Sin embargo, la labor del protagonista se tropieza con una piedra: el vocabulario público limitaba las respuestas. A causa del nuevo lenguaje revolucionario, el inglés había caído en desuso y había extinguido no sólo las palabras, sino el significado de ellas en la mente del hablante. Y hay algo más: el narrador en ningún momento se refiere a la escasa escolaridad de los proles como explicación sobre sus dificultades para pensar la realidad, porque su tesis va más allá. Por ejemplo, una vez el protagonista desiste de continuar con sus inquisiciones, invita al señor a tomarse una cerveza. Una vez en la barra, sabemos que es reducida la variedad de licores, tres o cuatro nombres, y que en su mayoría son sintéticos. Cuando el señor invitado pide una pinta (medio litro) de cerveza, el barman no entiende la medida y le dice que puede darle “un litro”, porque no entiende eso de pintas ni de medio ni de un cuarto de litro. Varias conclusiones se pueden extraer de ese diálogo, pero aquí vale destacar el punto sobre cómo incluso las medidas han decaído como códigos de descripción del mundo. Innegablemente, la frustración del señor ante el barman había revelado la respuesta sobre el antes y el después histórico.
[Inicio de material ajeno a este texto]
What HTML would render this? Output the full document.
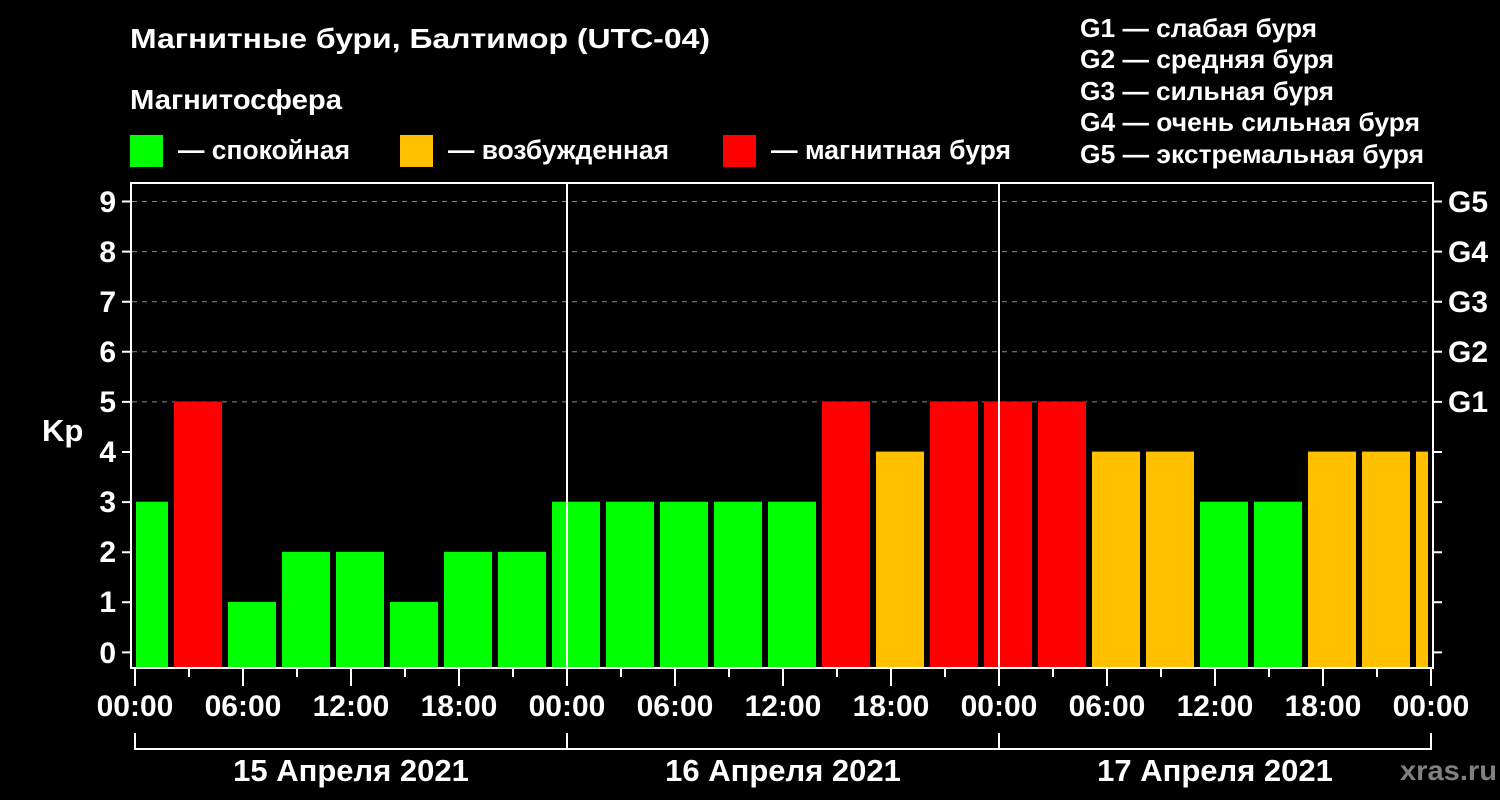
<!DOCTYPE html>
<html><head><meta charset="utf-8"><style>
html,body{margin:0;padding:0;background:#000;}
svg{display:block;font-family:"Liberation Sans",sans-serif;font-weight:bold;}
</style></head><body>
<svg width="1500" height="800" viewBox="0 0 1500 800" xmlns="http://www.w3.org/2000/svg">
<rect width="1500" height="800" fill="#000"/>
<g fill="#fff">
<text x="130" y="48" font-size="28" textLength="580" lengthAdjust="spacingAndGlyphs">Магнитные бури, Балтимор (UTC-04)</text>
<text x="130" y="109" font-size="28" textLength="212" lengthAdjust="spacingAndGlyphs">Магнитосфера</text>
<text x="178" y="159" font-size="27" textLength="172" lengthAdjust="spacingAndGlyphs">— спокойная</text>
<text x="448" y="159" font-size="27" textLength="221" lengthAdjust="spacingAndGlyphs">— возбужденная</text>
<text x="771" y="159" font-size="27" textLength="240" lengthAdjust="spacingAndGlyphs">— магнитная буря</text>
<g font-size="26">
<text x="1080" y="37" textLength="237" lengthAdjust="spacingAndGlyphs">G1 — слабая буря</text>
<text x="1080" y="68" textLength="254" lengthAdjust="spacingAndGlyphs">G2 — средняя буря</text>
<text x="1080" y="100" textLength="254" lengthAdjust="spacingAndGlyphs">G3 — сильная буря</text>
<text x="1080" y="131" textLength="340" lengthAdjust="spacingAndGlyphs">G4 — очень сильная буря</text>
<text x="1080" y="163" textLength="344" lengthAdjust="spacingAndGlyphs">G5 — экстремальная буря</text>
</g>
</g>
<rect x="130" y="135" width="33" height="32" fill="#00ff00"/>
<rect x="400" y="135" width="33" height="32" fill="#ffc000"/>
<rect x="723" y="135" width="33" height="32" fill="#ff0000"/>

<g stroke="#888" stroke-width="1" stroke-dasharray="5,5">
<line x1="132" y1="201.5" x2="1432" y2="201.5"/>
<line x1="132" y1="251.6" x2="1432" y2="251.6"/>
<line x1="132" y1="301.7" x2="1432" y2="301.7"/>
<line x1="132" y1="351.8" x2="1432" y2="351.8"/>
<line x1="132" y1="401.9" x2="1432" y2="401.9"/>
</g>

<g>
<rect x="136" y="501.7" width="32" height="166.3" fill="#00ff00"/>
<rect x="174" y="401.5" width="48" height="266.5" fill="#ff0000"/>
<rect x="228" y="601.9" width="48" height="66.1" fill="#00ff00"/>
<rect x="282" y="551.8" width="48" height="116.2" fill="#00ff00"/>
<rect x="336" y="551.8" width="48" height="116.2" fill="#00ff00"/>
<rect x="390" y="601.9" width="48" height="66.1" fill="#00ff00"/>
<rect x="444" y="551.8" width="48" height="116.2" fill="#00ff00"/>
<rect x="498" y="551.8" width="48" height="116.2" fill="#00ff00"/>
<rect x="552" y="501.7" width="48" height="166.3" fill="#00ff00"/>
<rect x="606" y="501.7" width="48" height="166.3" fill="#00ff00"/>
<rect x="660" y="501.7" width="48" height="166.3" fill="#00ff00"/>
<rect x="714" y="501.7" width="48" height="166.3" fill="#00ff00"/>
<rect x="768" y="501.7" width="48" height="166.3" fill="#00ff00"/>
<rect x="822" y="401.5" width="48" height="266.5" fill="#ff0000"/>
<rect x="876" y="451.6" width="48" height="216.4" fill="#ffc000"/>
<rect x="930" y="401.5" width="48" height="266.5" fill="#ff0000"/>
<rect x="984" y="401.5" width="48" height="266.5" fill="#ff0000"/>
<rect x="1038" y="401.5" width="48" height="266.5" fill="#ff0000"/>
<rect x="1092" y="451.6" width="48" height="216.4" fill="#ffc000"/>
<rect x="1146" y="451.6" width="48" height="216.4" fill="#ffc000"/>
<rect x="1200" y="501.7" width="48" height="166.3" fill="#00ff00"/>
<rect x="1254" y="501.7" width="48" height="166.3" fill="#00ff00"/>
<rect x="1308" y="451.6" width="48" height="216.4" fill="#ffc000"/>
<rect x="1362" y="451.6" width="48" height="216.4" fill="#ffc000"/>
<rect x="1416" y="451.6" width="12" height="216.4" fill="#ffc000"/>
</g>

<g stroke="#fff" stroke-width="2" fill="none">
<rect x="131" y="183" width="1302" height="485"/>
<line x1="567" y1="183" x2="567" y2="668"/>
<line x1="999" y1="183" x2="999" y2="668"/>
<path d="M122 201.5H131M122 251.6H131M122 301.7H131M122 351.8H131M122 401.9H131M122 452H131M122 502.1H131M122 552.2H131M122 602.3H131M122 652.4H131"/>
<path d="M1433 201.5H1442M1433 251.6H1442M1433 301.7H1442M1433 351.8H1442M1433 401.9H1442M1433 452H1442M1433 502.1H1442M1433 552.2H1442M1433 602.3H1442M1433 652.4H1442"/>
<path d="M135 668V686M243 668V686M351 668V686M459 668V686M567 668V686M675 668V686M783 668V686M891 668V686M999 668V686M1107 668V686M1215 668V686M1323 668V686M1431 668V686"/>
<path d="M189 668V677M297 668V677M405 668V677M513 668V677M621 668V677M729 668V677M837 668V677M945 668V677M1053 668V677M1161 668V677M1269 668V677M1377 668V677"/>
<path d="M135 733V749H1431V733M567 733V749M999 733V749"/>
</g>

<g fill="#fff" font-size="30" text-anchor="end">
<text x="116" y="212">9</text>
<text x="116" y="262">8</text>
<text x="116" y="312">7</text>
<text x="116" y="362">6</text>
<text x="116" y="412">5</text>
<text x="116" y="462">4</text>
<text x="116" y="512">3</text>
<text x="116" y="562">2</text>
<text x="116" y="612">1</text>
<text x="116" y="663">0</text>
</g>
<text x="42" y="441" fill="#fff" font-size="31">Kp</text>
<g fill="#fff" font-size="30">
<text x="1448" y="212">G5</text>
<text x="1448" y="262">G4</text>
<text x="1448" y="312">G3</text>
<text x="1448" y="362">G2</text>
<text x="1448" y="412">G1</text>
</g>
<g fill="#fff" font-size="30" text-anchor="middle">
<text x="135" y="716">00:00</text>
<text x="243" y="716">06:00</text>
<text x="351" y="716">12:00</text>
<text x="459" y="716">18:00</text>
<text x="567" y="716">00:00</text>
<text x="675" y="716">06:00</text>
<text x="783" y="716">12:00</text>
<text x="891" y="716">18:00</text>
<text x="999" y="716">00:00</text>
<text x="1107" y="716">06:00</text>
<text x="1215" y="716">12:00</text>
<text x="1323" y="716">18:00</text>
<text x="1431" y="716">00:00</text>
<text x="351" y="781" font-size="31">15 Апреля 2021</text>
<text x="783" y="781" font-size="31">16 Апреля 2021</text>
<text x="1215" y="781" font-size="31">17 Апреля 2021</text>
</g>
<text x="1400" y="780" fill="#808080" font-size="28" textLength="97" lengthAdjust="spacingAndGlyphs">xras.ru</text>
</svg>
</body></html>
Cuando se lee la novela, no queda duda de que el modelo autoritario del Big Brother está inspirado en la experiencia del autor con el régimen comunista, a quien ya le había visto las garras; sin embargo, su preocupación puede ser aplicada a cualquier otro régimen antidemocrático. El poder somete y es a través de sus mensajes superficiales, su propaganda, la fabricación de un consenso casi suicida, la manipulación y asfixia del lenguaje. Mientras más autoritario y totalitario, peor la enfermedad. En consecuencia, una resistencia centrada en el bienestar del individuo requiere un debate, recuperar valores o intereses olvidados, anhelos, todo aquello a lo que ya muchos han renunciado.
Es hacer consciencia de semejante manipulación y burlarse de ella, arrancarla de raíz y subordinarla.